Creating Optimization in Credit Scoring
Although credit scoring shouldn't be a Black and white process, that doesn't mean it needs to be complicated. When used correctly and with care, AI technology can help lending companies improve their credit scoring procedures, create customized loans, and provide scoring free of human biases. This might entail improving systems that deal with default risk, adding personalized repayment terms, or adjusting for an individual's or company's risk.
Companies Using AI in Lending
Here are some of the companies using AI in lending.
Upstart - Full Automation and AI-Determined Creditworthiness
An influential start-up, Upstart uses AI to speed up the loan application process and assess creditworthiness. Two of its co-founders were former Google employees. Upstart began by focusing on young adults with little credit history. In addition to traditional FICO scores and credit history, Upstart considers education, SAT scores, GPA, a field of study, and job history to predict an individual's creditworthiness using machine learning.
Upstart's main objective is to automate the loan application process using contemporary data science. They assert that the number of loans that can be fully automated has increased quickly. While other companies have automated some of the data entry, paperwork processing, and primary information verification, before being approved, most loan applications are still examined by a human underwriter—a person who verifies that the information is correct or that the loan makes sense. Upstart is a hybrid lender that makes some loans directly and facilitates others. It has also begun providing its technology to other businesses via software-as-a-service.
Personetic - Loan Repayment
It is a cognitive banking company that provides artificial intelligence (AI) applications to central banks (such as the Royal Bank of Canada and Ally Bank). Personetics Act, a recently unveiled application from the company, is a tool to assist individuals in saving money. They employ the same basic technology to assist individuals in repaying their student loans more quickly.

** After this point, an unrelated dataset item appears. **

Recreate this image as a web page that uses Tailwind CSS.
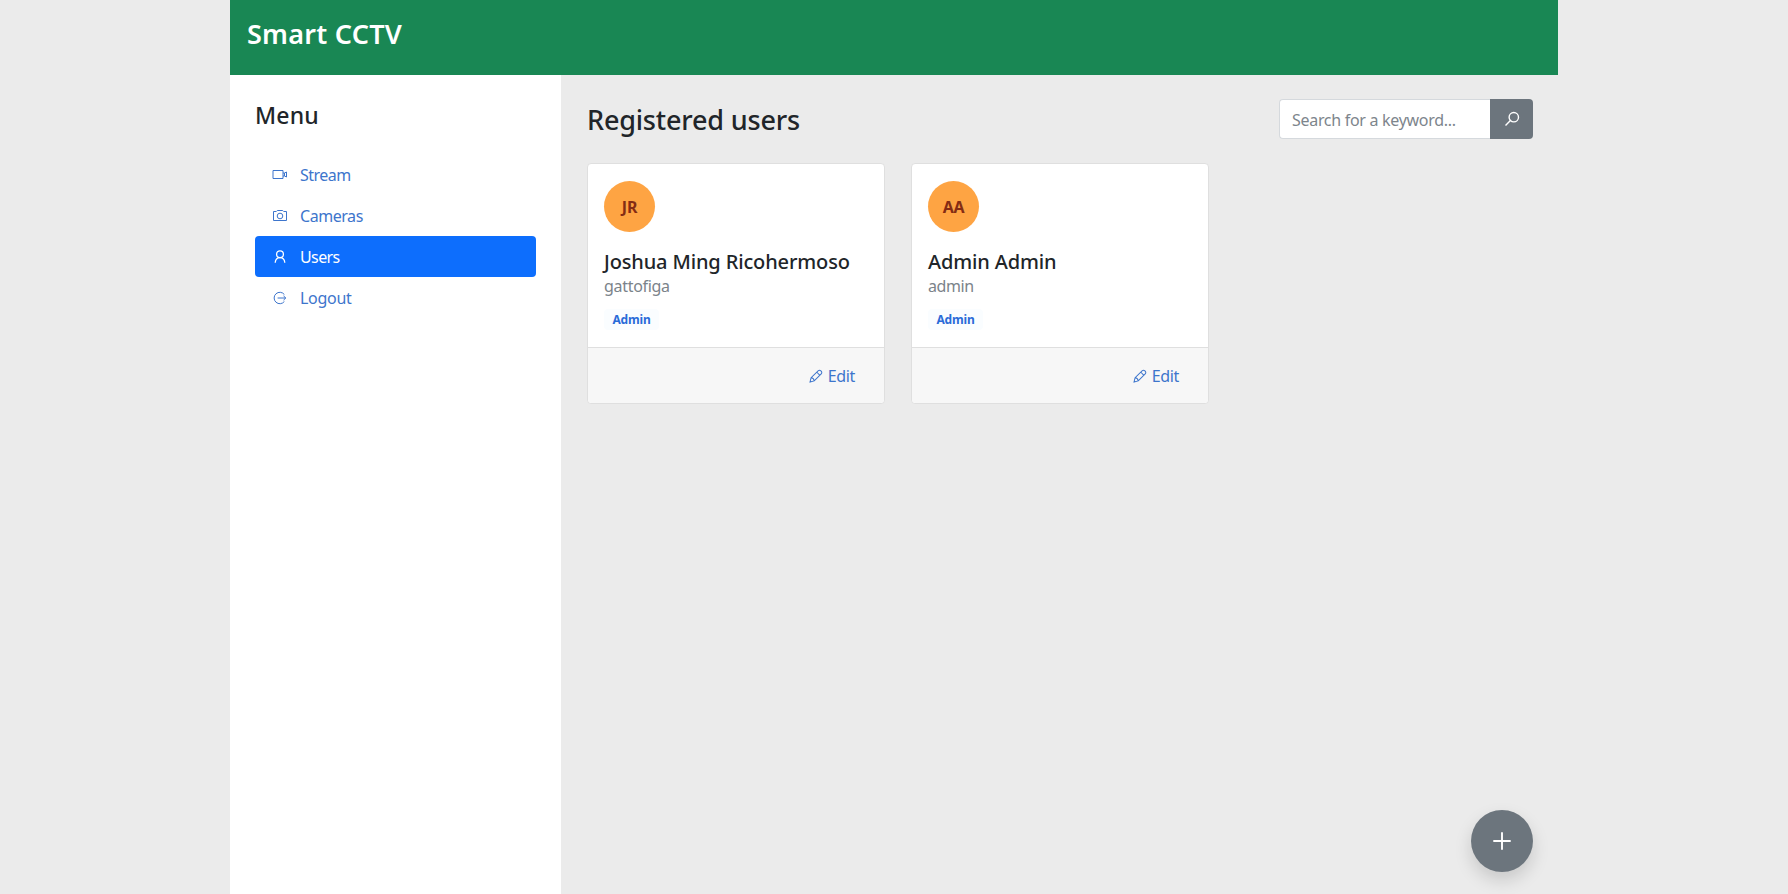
<!DOCTYPE html>
<html lang="en">
<head>
<meta charset="utf-8">
<title>Smart CCTV</title>
<script src="https://cdn.jsdelivr.net/npm/@tailwindcss/browser@4"></script>
</head>
<body class="h-screen overflow-hidden bg-[#ebebeb] font-['Noto_Sans','Open_Sans',sans-serif] text-base text-[#212529]">
<div class="mx-auto flex h-full w-[1328px] flex-col">
  <header class="flex h-[75px] shrink-0 items-start bg-[#198754] px-[17px] pt-[14px]">
    <h1 class="text-[27px] leading-[40px] font-semibold tracking-[0.25px] text-white">Smart CCTV</h1>
  </header>
  <div class="flex min-h-0 flex-1">
    <aside class="w-[331px] shrink-0 bg-white px-[25px] pt-[25px]">
      <h2 class="text-[23px] leading-[30px] font-medium tracking-[0.2px]">Menu</h2>
      <nav class="mt-[24px] flex flex-col text-[#3d75cc]">
        <a class="flex h-[41px] items-center gap-[12px] px-[17px]">
          <svg class="size-[16px]" viewBox="0 0 16 16" fill="none" stroke="currentColor"><path d="M1 3.500h10v8H1zM11 6h1.500v3H11M12.500 6l2-1v5l-2-1"/></svg>
          <span class="tracking-[-0.5px]">Stream</span></a>
        <a class="flex h-[41px] items-center gap-[12px] px-[17px]">
          <svg class="size-[16px]" viewBox="0 0 16 16" fill="none" stroke="currentColor"><path d="M1.500 3.500h2.800l1-1h5.400l1 1h2.800v9h-13z"/><circle cx="8" cy="8" r="2.800"/></svg>
          <span class="tracking-[-0.45px]">Cameras</span></a>
        <a class="flex h-[41px] items-center gap-[12px] rounded-[4px] bg-[#0d6efd] px-[17px] text-white">
          <svg class="size-[16px]" viewBox="0 0 16 16" fill="none" stroke="currentColor" stroke-width="1.300"><circle cx="8" cy="5.200" r="3.400"/><path d="M3.200 13.800c.2-3.400 1.800-5.200 4.800-5.200s4.600 1.800 4.800 5.200"/></svg>
          <span class="tracking-[-0.6px]">Users</span></a>
        <a class="flex h-[41px] items-center gap-[12px] px-[17px]">
          <svg class="size-[16px]" viewBox="0 0 16 16" fill="none" stroke="currentColor"><path d="M12.400 4.600A5.700 5.700 0 1 0 12.400 11.400M5.600 8h8M11.500 5.900 13.800 8l-2.300 2.100"/></svg>
          <span class="tracking-[-0.3px]">Logout</span></a>
      </nav>
    </aside>
    <main class="flex-1 pt-[24px] pr-[25px] pl-[26px]">
      <div class="flex h-[40px] items-center justify-between">
        <h2 class="pt-[2px] text-[27px] leading-[40px] font-medium tracking-[-0.18px]">Registered users</h2>
        <div class="flex h-[40px] w-[254px]">
          <div class="flex flex-1 items-center rounded-l-[4px] border border-r-0 border-[#d5d9dd] bg-white pl-[12px] pt-px tracking-[-0.3px] text-[#7d858c]">Search for a keyword...</div>
          <div class="flex w-[43px] items-center justify-center rounded-r-[4px] bg-[#6c757d] text-white">
            <svg class="size-[16px]" viewBox="0 0 16 16" fill="none" stroke="currentColor" stroke-width="1.400"><circle cx="9.800" cy="6.200" r="4.700"/><path d="M6.400 9.600 1.500 14.500"/></svg>
          </div>
        </div>
      </div>
      <div class="mt-[24px] flex gap-[26px]">
        <article class="h-[241px] w-[298px] rounded-[4px] border border-[#dfdfdf] bg-white">
          <div class="h-[183px] px-[16px] pt-[17px]">
            <div class="flex size-[51px] items-center justify-center rounded-full bg-[#fea443] font-bold tracking-[-0.2px] text-[#842c14]">JR</div>
            <h3 class="mt-[17px] text-xl leading-[26px] font-medium tracking-[-0.14px] whitespace-nowrap">Joshua Ming Ricohermoso</h3>
            <p class="leading-[22px] tracking-[-0.3px] text-[#7b838a]">gattofiga</p>
            <div class="mt-[12px] flex h-[21px] w-[55px] items-center justify-center rounded-[4px] bg-[#fafdff] text-[12px] font-bold tracking-[-0.2px] text-[#2a6bd8]">Admin</div>
          </div>
          <div class="flex h-[56px] items-center justify-end gap-[5px] rounded-b-[4px] border-t border-[#dfdfdf] bg-[#f7f7f7] pr-[29px] text-[#3d75cc]">
            <svg class="size-[14px]" viewBox="0 0 16 16" fill="none" stroke="currentColor" stroke-width="1.150"><path d="M1.200 14.800 2.400 10l8.300-8.200c1.800-1.400 4.900 1.400 3.500 3.500L6 13.600zM9 3.700l3.200 3.200M2.400 10c1.900.2 3.300 1.700 3.600 3.600"/></svg>
            <span class="tracking-[-0.35px]">Edit</span></div>
        </article>
        <article class="h-[241px] w-[298px] rounded-[4px] border border-[#dfdfdf] bg-white">
          <div class="h-[183px] px-[16px] pt-[17px]">
            <div class="flex size-[51px] items-center justify-center rounded-full bg-[#fea443] font-bold tracking-[-0.2px] text-[#842c14]">AA</div>
            <h3 class="mt-[17px] text-xl leading-[26px] font-medium tracking-[-0.14px] whitespace-nowrap">Admin Admin</h3>
            <p class="leading-[22px] tracking-[-0.4px] text-[#7b838a]">admin</p>
            <div class="mt-[12px] flex h-[21px] w-[55px] items-center justify-center rounded-[4px] bg-[#fafdff] text-[12px] font-bold tracking-[-0.2px] text-[#2a6bd8]">Admin</div>
          </div>
          <div class="flex h-[56px] items-center justify-end gap-[5px] rounded-b-[4px] border-t border-[#dfdfdf] bg-[#f7f7f7] pr-[29px] text-[#3d75cc]">
            <svg class="size-[14px]" viewBox="0 0 16 16" fill="none" stroke="currentColor" stroke-width="1.150"><path d="M1.200 14.800 2.400 10l8.300-8.200c1.800-1.400 4.900 1.400 3.500 3.500L6 13.600zM9 3.700l3.200 3.200M2.400 10c1.900.2 3.300 1.700 3.600 3.600"/></svg>
            <span class="tracking-[-0.35px]">Edit</span></div>
        </article>
      </div>
    </main>
  </div>
</div>
<button class="fixed right-[255px] bottom-[22px] flex size-[62px] items-center justify-center rounded-full bg-[#6c757d] text-white shadow-[0_8px_17px_rgba(0,0,0,0.15)]">
  <svg class="size-[18px]" viewBox="0 0 18 18" fill="none" stroke="currentColor" stroke-width="1.900" stroke-linecap="round"><path d="M9 1v16M1 9h16"/></svg>
</button>
</body>
</html>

They claim that their system employs machine learning to analyze individuals' financial habits to determine whether they can repay their student loans more quickly. The system can then automatically suggest how much more individuals should contribute.
Lenddo - Digital Footprint Analysis
Lenddo is one startup that actively mines vast sources of alternative data using cutting-edge machine learning to forecast a person's creditworthiness. The company was founded in 2011 and focused on emerging markets where rising middle-class populations frequently lack traditional credit histories or bank accounts. They claim that 5 million people have received loans through their partners due to their system's ability to evaluate their creditworthiness.
By having people download their app, Lenddo examines a potential applicant's entire digital footprint to determine their creditworthiness. According to them, it considers over 12,000 variables, including social media account usage, internet browsing, geolocation data, and other smartphone information. This data is converted into a credit score by their machine learning algorithm, which banks and other lenders can use.
Conclusion
The entire business landscape is being upended by disruptive digital transformation, and the shift in customer expectations is pressuring many sectors to adopt cutting-edge technology more quickly.
Technologies like AI assist lending institutions in automating their business processes and being efficient due to digitization. The loan application process is made simpler and less risky by using AI-based solutions. Customers can now apply for loans with just a few clicks, and lenders can process those applications more quickly thanks to cutting-edge software.
AI-powered technology will eventually replace traditional banking. With the introduction of cloud-based Banking-as-a-Service, predictive analytics, machine learning, IoT, and other technologies, AI-led digital lending would help drive integrated banking experiences for customers worldwide.